_Supplied data:_

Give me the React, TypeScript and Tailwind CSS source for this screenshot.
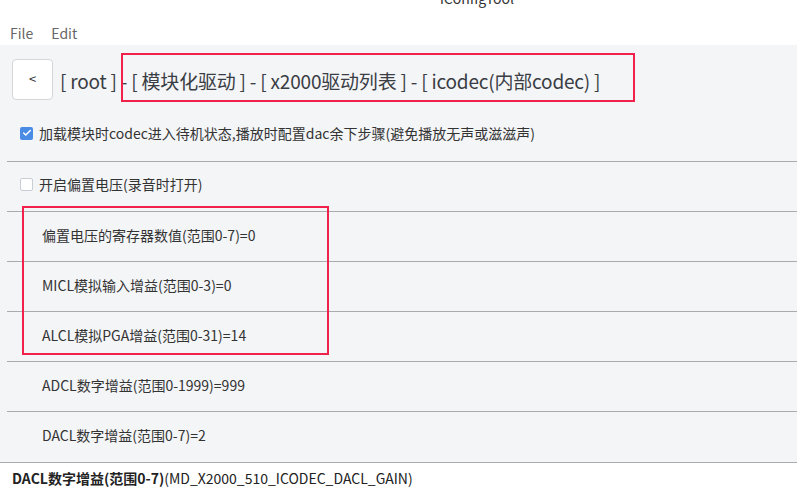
import { Check } from "lucide-react";

const FONT = { fontFamily: '"Noto Sans CJK SC", "Noto Sans", sans-serif' };

interface OptionRowProps {
  label: string;
  checked: boolean;
  className?: string;
}

function OptionRow({ label, checked, className }: OptionRowProps) {
  return (
    <div className={`flex items-center gap-[6px] border-b border-[#a9abae] pl-[13px] ml-[7px] ${className ?? ""}`}>
      {checked ? (
        <span className="flex items-center justify-center size-[13px] rounded-[2px] bg-[#4a8be6]">
          <Check size={10} strokeWidth={3.5} className="text-white" />
        </span>
      ) : (
        <span className="size-[13px] rounded-[2px] border border-[#c9cdd6] bg-white" />
      )}
      <span className="text-[14px] text-[#333]">{label}</span>
    </div>
  );
}

function ValueRow({ label, last }: { label: string; last?: boolean }) {
  return (
    <div
      className={`flex items-center h-[50px] ml-[7px] pl-[35px] pb-[2px] ${
        last ? "" : "border-b border-[#a9abae]"
      }`}
    >
      <span className="text-[14px] text-[#333]">{label}</span>
    </div>
  );
}

export default function App() {
  const values = [
    "偏置电压的寄存器数值(范围0-7)=0",
    "MICL模拟输入增益(范围0-3)=0",
    "ALCL模拟PGA增益(范围0-31)=14",
    "ADCL数字增益(范围0-1999)=999",
    "DACL数字增益(范围0-7)=2",
  ];

  return (
    <div className="w-[797px] h-[495px] overflow-hidden bg-white flex flex-col" style={FONT}>
      {/* window title, cut off by the top edge */}
      <div className="h-[9px] overflow-hidden pl-[440px]">
        <div className="-mt-[12px] text-[14px] text-[#333] leading-[20px]">iConfigTool</div>
      </div>

      {/* menu bar */}
      <div className="flex items-center h-[38px] pl-[10px] pt-[14px] gap-[18px] text-[14px] text-[#666]">
        <span>File</span>
        <span>Edit</span>
      </div>

      <div className="relative flex-1 flex flex-col bg-[#f4f5f7]">
        {/* breadcrumb */}
        <div className="flex items-center gap-[7px] pl-[12px] pt-[14px] pb-[4px]">
          <button className="flex items-center justify-center size-[41px] rounded-[4px] border border-[#d4d6da] bg-white text-[13px] text-[#333]">
            &lt;
          </button>
          <span className="text-[19px] tracking-[-0.2px] pt-[4px] text-[#3a3d44] whitespace-nowrap">
            [ root ] - [ 模块化驱动 ] - [ x2000驱动列表 ] - [ icodec(内部codec) ]
          </span>
        </div>

        <OptionRow
          checked
          className="h-[58px] pt-[2px]"
          label="加载模块时codec进入待机状态,播放时配置dac余下步骤(避免播放无声或滋滋声)"
        />
        <OptionRow checked={false} className="h-[50px] pb-[3px]" label="开启偏置电压(录音时打开)" />

        {values.map((v, i) => (
          <ValueRow key={v} label={v} last={i === values.length - 1} />
        ))}

        {/* highlight boxes */}
        <div className="absolute left-[121px] top-[8px] w-[514px] h-[49px] border-2 border-[#f0224c]" />
        <div className="absolute left-[22px] top-[161px] w-[307px] h-[149px] border-2 border-[#f0224c]" />
      </div>

      {/* status bar */}
      <div className="flex items-center h-[36px] border-t border-[#a9adb3] pl-[12px] text-[14px] text-[#222]">
        <span className="font-bold">DACL数字增益(范围0-7)</span>
        <span>(MD_X2000_510_ICODEC_DACL_GAIN)</span>
      </div>
    </div>
  );
}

_Task details:_ Output all of the data exactly as it stands, minus any images.

_The answer:_
Give me the React, TypeScript and Tailwind CSS source for this screenshot.
import { Check } from "lucide-react";

const FONT = { fontFamily: '"Noto Sans CJK SC", "Noto Sans", sans-serif' };

interface OptionRowProps {
  label: string;
  checked: boolean;
  className?: string;
}

function OptionRow({ label, checked, className }: OptionRowProps) {
  return (
    <div className={`flex items-center gap-[6px] border-b border-[#a9abae] pl-[13px] ml-[7px] ${className ?? ""}`}>
      {checked ? (
        <span className="flex items-center justify-center size-[13px] rounded-[2px] bg-[#4a8be6]">
          <Check size={10} strokeWidth={3.5} className="text-white" />
        </span>
      ) : (
        <span className="size-[13px] rounded-[2px] border border-[#c9cdd6] bg-white" />
      )}
      <span className="text-[14px] text-[#333]">{label}</span>
    </div>
  );
}

function ValueRow({ label, last }: { label: string; last?: boolean }) {
  return (
    <div
      className={`flex items-center h-[50px] ml-[7px] pl-[35px] pb-[2px] ${
        last ? "" : "border-b border-[#a9abae]"
      }`}
    >
      <span className="text-[14px] text-[#333]">{label}</span>
    </div>
  );
}

export default function App() {
  const values = [
    "偏置电压的寄存器数值(范围0-7)=0",
    "MICL模拟输入增益(范围0-3)=0",
    "ALCL模拟PGA增益(范围0-31)=14",
    "ADCL数字增益(范围0-1999)=999",
    "DACL数字增益(范围0-7)=2",
  ];

  return (
    <div className="w-[797px] h-[495px] overflow-hidden bg-white flex flex-col" style={FONT}>
      {/* window title, cut off by the top edge */}
      <div className="h-[9px] overflow-hidden pl-[440px]">
        <div className="-mt-[12px] text-[14px] text-[#333] leading-[20px]">iConfigTool</div>
      </div>

      {/* menu bar */}
      <div className="flex items-center h-[38px] pl-[10px] pt-[14px] gap-[18px] text-[14px] text-[#666]">
        <span>File</span>
        <span>Edit</span>
      </div>

      <div className="relative flex-1 flex flex-col bg-[#f4f5f7]">
        {/* breadcrumb */}
        <div className="flex items-center gap-[7px] pl-[12px] pt-[14px] pb-[4px]">
          <button className="flex items-center justify-center size-[41px] rounded-[4px] border border-[#d4d6da] bg-white text-[13px] text-[#333]">
            &lt;
          </button>
          <span className="text-[19px] tracking-[-0.2px] pt-[4px] text-[#3a3d44] whitespace-nowrap">
            [ root ] - [ 模块化驱动 ] - [ x2000驱动列表 ] - [ icodec(内部codec) ]
          </span>
        </div>

        <OptionRow
          checked
          className="h-[58px] pt-[2px]"
          label="加载模块时codec进入待机状态,播放时配置dac余下步骤(避免播放无声或滋滋声)"
        />
        <OptionRow checked={false} className="h-[50px] pb-[3px]" label="开启偏置电压(录音时打开)" />

        {values.map((v, i) => (
          <ValueRow key={v} label={v} last={i === values.length - 1} />
        ))}

        {/* highlight boxes */}
        <div className="absolute left-[121px] top-[8px] w-[514px] h-[49px] border-2 border-[#f0224c]" />
        <div className="absolute left-[22px] top-[161px] w-[307px] h-[149px] border-2 border-[#f0224c]" />
      </div>

      {/* status bar */}
      <div className="flex items-center h-[36px] border-t border-[#a9adb3] pl-[12px] text-[14px] text-[#222]">
        <span className="font-bold">DACL数字增益(范围0-7)</span>
        <span>(MD_X2000_510_ICODEC_DACL_GAIN)</span>
      </div>
    </div>
  );
}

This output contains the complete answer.